Presto is used in production at very large scale at many well-known organizations. You’ll find it used at Facebook, Airbnb, Netflix, Atlassian, Nasdaq, and many more. Facebook’s implementation of Presto is used by over a thousand employees, who run more than 30,000 queries, processing one petabyte of data daily. On average, Netflix runs around 3,500 queries per day on its Presto clusters. Airbnb built and open sourced, Airpal, a web-based query execution tool that works on top of Presto. The broader Presto community can be found on this forum and on the Presto page on Facebook.
How can you deploy Presto in the cloud?
Presto is an ideal workload in the cloud, because the cloud provides performance, scalability, reliability, availability, and massive economies of scale. You can launch a Presto cluster in minutes. You don’t need to worry about node provisioning, cluster setup, Presto configuration, or cluster tuning.
How can AWS build your Presto Implementation in the cloud?
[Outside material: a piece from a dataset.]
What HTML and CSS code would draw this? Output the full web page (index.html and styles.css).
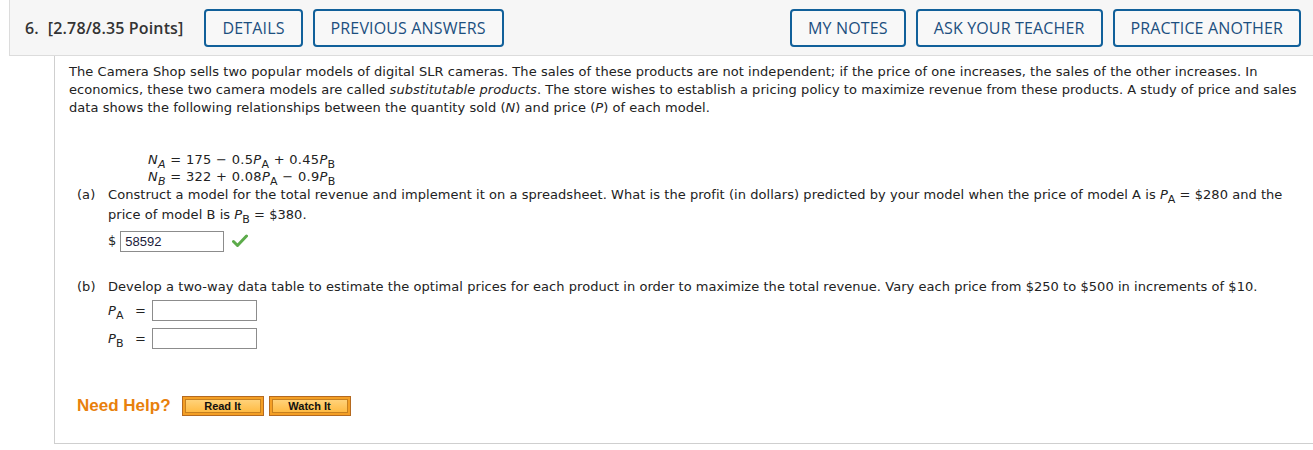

Amazon EMR and Amazon Athena are the best places to deploy Presto in the cloud, because it does the integration, and testing rigor of Presto for you, with the scale, simplicity, and cost effectiveness of AWS. With Amazon EMR, you can launch Presto clusters in minutes without needing to do node provisioning, cluster setup, Presto configuration, or cluster tuning. EMR enables you to provision one, hundreds, or thousands of compute instances in minutes. Amazon Athena lets you deploy Presto using the AWS Serverless platform, with no servers, virtual machines, or clusters to setup, manage, or tune. Simply point to your data at Amazon S3, define the schema, and start querying using the built-in query editor, or with your existing Business Intelligence (BI) tools. Athena automatically parallelizes your query, and dynamically scales resources for queries to run quickly. You pay only for the queries that you run.